In this book, the reader is introduced to Dagnarus, second son of the King of Vinnengael. The King is a good, honest and godly man, who strives to love his second son, but finds it not in his heart to feel about him as he does about his first son and heir, Helmos. Dagnarus has for company a whipping boy, Gareth, who he binds to him body and soul. The reader follows Dagnarus and Gareth through their boyhood as they begin to grow into the men they are likely to become. Surrounding them is intrigue and danger; the elves, divided between loyalty to their Sheild and their Divine, the orken, who follow signs and omens, and the dwarves, who have only vague contempt for the humans; all these, and the humans themselves, are split into factions, each hunting for their own advantage.

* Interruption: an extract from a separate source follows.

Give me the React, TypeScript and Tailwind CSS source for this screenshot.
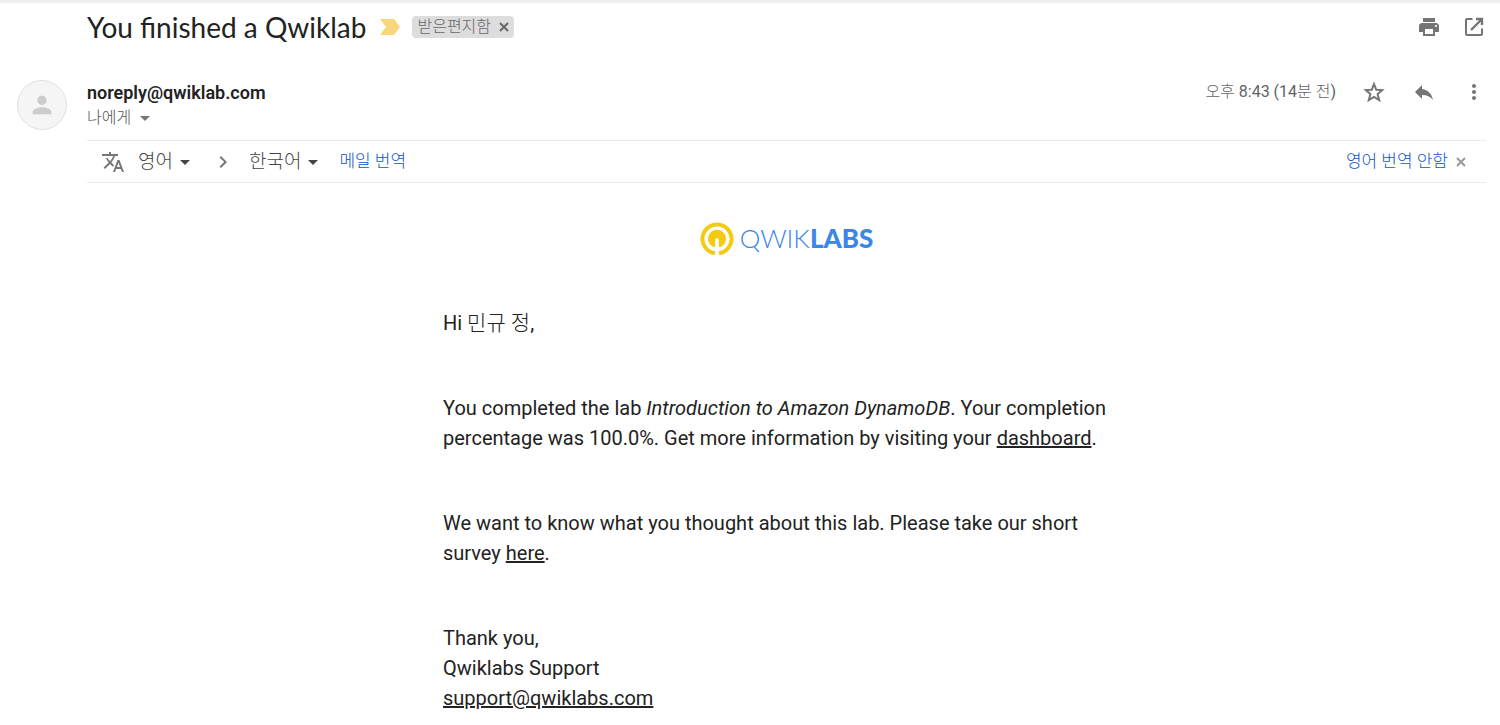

Dagnarus, however, is the danger they all must face eventually. For he is determined, by any means necessary, to become King of Vinnengael; and anyone who stands in his way will be removed. Gareth finds himself drawn into forces that he cannot counter, drawn despite himself into Dagnarus' plans. And if Dagnarus is not loyal to his own kin and kingdom; if Vinnengael should fall; if the dark magic of the Void should become supreme - what fate must lie the land?
I'm really glad I still enjoyed this, years after my first reading; I'm looking forward to getting onto the remaining two books of the trilogy. Highly recommended.